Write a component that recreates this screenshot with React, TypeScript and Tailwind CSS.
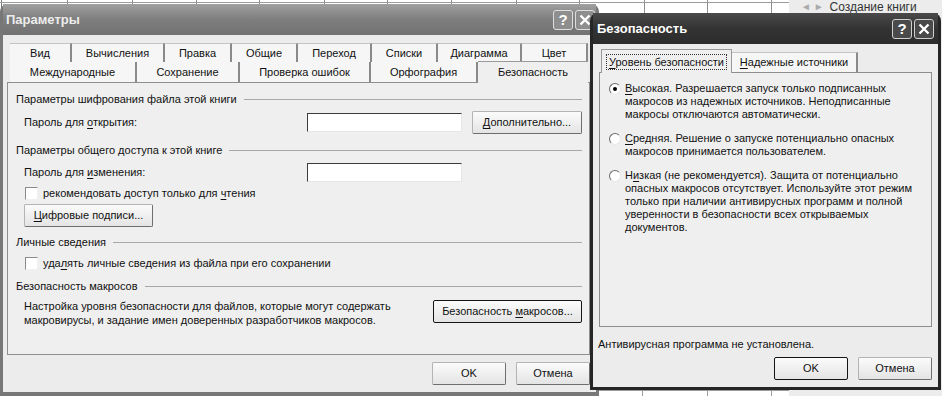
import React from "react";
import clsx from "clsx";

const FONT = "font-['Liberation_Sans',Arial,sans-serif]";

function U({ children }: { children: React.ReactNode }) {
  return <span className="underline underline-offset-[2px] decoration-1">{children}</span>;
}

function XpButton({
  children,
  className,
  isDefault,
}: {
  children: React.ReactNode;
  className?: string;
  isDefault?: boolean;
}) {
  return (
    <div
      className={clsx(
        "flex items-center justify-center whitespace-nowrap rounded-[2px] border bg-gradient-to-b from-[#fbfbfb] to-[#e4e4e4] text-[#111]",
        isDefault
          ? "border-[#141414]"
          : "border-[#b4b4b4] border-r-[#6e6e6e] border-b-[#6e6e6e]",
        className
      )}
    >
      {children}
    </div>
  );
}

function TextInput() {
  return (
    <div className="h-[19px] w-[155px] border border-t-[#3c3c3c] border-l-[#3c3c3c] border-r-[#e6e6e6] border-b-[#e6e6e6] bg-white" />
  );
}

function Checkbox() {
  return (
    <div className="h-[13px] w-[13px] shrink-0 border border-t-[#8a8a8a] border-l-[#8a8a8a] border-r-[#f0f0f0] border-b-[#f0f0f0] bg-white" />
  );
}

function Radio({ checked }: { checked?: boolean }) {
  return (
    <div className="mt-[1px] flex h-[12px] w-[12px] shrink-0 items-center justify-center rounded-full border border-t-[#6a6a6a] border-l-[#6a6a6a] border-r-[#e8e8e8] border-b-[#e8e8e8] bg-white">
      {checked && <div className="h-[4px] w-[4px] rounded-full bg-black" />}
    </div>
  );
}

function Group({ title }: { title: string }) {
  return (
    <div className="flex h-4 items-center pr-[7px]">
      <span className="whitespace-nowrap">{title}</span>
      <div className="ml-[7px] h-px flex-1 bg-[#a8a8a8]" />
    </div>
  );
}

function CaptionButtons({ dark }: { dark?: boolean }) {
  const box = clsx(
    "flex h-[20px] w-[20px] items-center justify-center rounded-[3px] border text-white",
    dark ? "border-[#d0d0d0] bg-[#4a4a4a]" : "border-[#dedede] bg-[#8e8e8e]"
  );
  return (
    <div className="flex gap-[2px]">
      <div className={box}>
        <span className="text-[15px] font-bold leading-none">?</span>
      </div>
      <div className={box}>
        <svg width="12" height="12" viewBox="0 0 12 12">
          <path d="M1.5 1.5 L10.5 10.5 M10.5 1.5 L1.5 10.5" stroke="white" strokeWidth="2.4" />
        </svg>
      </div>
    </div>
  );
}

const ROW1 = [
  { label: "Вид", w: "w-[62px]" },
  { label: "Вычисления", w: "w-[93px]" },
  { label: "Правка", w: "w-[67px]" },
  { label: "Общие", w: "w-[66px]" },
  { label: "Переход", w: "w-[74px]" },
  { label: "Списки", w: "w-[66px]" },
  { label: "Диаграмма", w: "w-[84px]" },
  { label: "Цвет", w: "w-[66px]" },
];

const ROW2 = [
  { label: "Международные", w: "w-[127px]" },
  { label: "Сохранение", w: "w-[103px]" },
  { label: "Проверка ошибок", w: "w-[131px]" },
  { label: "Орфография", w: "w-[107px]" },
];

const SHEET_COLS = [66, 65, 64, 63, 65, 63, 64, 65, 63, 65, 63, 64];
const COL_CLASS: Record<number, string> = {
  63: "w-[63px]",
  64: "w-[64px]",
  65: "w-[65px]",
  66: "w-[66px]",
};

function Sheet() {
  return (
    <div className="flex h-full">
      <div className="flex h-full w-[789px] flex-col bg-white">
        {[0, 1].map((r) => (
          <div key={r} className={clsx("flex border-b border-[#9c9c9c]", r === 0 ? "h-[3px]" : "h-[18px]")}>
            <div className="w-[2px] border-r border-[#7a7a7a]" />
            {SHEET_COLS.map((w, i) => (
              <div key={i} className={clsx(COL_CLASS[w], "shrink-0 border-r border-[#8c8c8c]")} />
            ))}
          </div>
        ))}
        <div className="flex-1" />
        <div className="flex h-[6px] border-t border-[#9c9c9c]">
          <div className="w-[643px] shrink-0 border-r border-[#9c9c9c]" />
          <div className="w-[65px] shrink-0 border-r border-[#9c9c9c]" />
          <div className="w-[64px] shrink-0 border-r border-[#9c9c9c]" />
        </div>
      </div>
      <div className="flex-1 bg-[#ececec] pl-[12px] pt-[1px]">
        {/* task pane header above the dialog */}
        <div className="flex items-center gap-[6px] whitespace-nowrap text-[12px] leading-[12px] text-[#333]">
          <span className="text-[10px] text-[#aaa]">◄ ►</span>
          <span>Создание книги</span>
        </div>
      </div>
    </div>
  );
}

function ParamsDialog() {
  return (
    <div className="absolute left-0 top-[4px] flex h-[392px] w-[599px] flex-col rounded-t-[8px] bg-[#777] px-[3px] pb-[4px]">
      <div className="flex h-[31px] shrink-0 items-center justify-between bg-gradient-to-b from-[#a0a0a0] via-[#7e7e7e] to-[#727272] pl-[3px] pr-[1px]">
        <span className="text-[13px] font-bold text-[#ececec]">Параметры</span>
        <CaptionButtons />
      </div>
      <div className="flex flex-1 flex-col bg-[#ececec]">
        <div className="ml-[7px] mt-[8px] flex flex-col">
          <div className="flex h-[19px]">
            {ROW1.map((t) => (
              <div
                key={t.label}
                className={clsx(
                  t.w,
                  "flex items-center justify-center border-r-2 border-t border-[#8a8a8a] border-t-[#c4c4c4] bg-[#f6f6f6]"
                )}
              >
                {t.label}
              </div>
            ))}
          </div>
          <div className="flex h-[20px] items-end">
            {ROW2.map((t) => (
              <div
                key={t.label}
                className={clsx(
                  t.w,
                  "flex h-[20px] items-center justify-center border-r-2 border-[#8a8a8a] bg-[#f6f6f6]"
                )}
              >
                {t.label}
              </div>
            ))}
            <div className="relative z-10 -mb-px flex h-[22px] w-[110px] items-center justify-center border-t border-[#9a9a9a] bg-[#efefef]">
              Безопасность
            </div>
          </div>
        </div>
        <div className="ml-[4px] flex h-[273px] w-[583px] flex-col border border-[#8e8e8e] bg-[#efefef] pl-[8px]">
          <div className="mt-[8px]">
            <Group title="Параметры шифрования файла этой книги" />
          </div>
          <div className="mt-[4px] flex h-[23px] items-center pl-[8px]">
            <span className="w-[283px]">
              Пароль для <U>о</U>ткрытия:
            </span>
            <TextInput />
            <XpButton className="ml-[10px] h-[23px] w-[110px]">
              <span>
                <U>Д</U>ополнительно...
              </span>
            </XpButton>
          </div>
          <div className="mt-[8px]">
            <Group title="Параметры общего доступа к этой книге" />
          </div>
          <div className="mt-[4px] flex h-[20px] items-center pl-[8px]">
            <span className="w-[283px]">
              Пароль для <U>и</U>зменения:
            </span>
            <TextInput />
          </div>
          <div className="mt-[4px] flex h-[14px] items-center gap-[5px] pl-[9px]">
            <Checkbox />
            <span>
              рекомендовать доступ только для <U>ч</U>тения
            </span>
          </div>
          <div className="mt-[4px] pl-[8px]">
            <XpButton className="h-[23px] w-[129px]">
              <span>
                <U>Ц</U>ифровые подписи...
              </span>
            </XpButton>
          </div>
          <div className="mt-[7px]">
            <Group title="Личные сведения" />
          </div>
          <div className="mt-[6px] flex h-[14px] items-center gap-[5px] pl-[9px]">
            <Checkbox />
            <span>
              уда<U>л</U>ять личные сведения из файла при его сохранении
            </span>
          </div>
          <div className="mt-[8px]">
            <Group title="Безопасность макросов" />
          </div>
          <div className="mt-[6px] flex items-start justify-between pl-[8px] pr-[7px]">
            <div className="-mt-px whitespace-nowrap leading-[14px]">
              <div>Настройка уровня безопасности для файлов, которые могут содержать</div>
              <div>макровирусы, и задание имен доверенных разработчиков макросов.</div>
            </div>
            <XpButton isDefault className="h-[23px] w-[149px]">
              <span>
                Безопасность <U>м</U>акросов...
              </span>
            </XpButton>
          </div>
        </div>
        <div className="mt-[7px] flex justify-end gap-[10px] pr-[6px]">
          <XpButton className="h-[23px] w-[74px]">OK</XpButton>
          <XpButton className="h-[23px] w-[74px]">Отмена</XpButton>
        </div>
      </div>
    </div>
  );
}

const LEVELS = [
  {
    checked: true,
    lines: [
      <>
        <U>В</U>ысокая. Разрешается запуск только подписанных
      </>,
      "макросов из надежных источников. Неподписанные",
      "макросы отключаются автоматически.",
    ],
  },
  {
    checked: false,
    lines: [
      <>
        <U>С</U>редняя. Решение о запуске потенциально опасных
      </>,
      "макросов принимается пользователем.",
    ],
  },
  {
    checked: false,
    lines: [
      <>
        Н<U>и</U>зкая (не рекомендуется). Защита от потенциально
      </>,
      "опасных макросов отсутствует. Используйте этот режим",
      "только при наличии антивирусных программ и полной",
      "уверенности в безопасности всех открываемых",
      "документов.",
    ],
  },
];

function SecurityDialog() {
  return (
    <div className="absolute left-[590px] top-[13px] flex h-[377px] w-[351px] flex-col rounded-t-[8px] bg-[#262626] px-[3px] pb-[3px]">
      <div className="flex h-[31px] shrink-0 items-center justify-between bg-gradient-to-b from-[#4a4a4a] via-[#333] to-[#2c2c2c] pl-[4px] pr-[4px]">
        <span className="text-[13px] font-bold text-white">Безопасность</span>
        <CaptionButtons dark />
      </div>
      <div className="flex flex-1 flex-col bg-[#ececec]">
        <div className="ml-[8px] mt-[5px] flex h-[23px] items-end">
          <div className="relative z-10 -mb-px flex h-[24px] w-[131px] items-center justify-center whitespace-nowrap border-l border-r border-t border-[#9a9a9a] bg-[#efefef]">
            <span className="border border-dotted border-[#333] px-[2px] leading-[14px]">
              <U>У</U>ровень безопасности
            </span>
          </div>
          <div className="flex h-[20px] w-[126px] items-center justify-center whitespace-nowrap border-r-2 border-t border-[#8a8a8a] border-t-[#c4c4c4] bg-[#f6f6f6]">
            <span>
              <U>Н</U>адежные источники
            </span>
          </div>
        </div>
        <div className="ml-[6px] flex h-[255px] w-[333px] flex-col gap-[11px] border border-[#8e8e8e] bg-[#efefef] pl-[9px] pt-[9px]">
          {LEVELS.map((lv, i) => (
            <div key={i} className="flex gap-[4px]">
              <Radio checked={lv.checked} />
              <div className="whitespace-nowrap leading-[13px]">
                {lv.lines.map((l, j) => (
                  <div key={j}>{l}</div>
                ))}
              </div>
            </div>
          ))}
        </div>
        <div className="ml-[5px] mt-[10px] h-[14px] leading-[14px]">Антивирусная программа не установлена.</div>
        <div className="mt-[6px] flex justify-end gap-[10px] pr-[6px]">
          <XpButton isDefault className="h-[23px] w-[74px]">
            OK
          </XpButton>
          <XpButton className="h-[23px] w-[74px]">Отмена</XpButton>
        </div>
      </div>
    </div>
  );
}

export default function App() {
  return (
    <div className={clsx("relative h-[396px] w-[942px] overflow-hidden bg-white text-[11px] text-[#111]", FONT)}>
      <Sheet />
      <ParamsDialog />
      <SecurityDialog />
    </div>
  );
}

- Given problem:
Copy out every line holding the string "React".

- Output:
Write a component that recreates this screenshot with React, TypeScript and Tailwind CSS.
import React from "react";
function U({ children }: { children: React.ReactNode }) {
  children: React.ReactNode;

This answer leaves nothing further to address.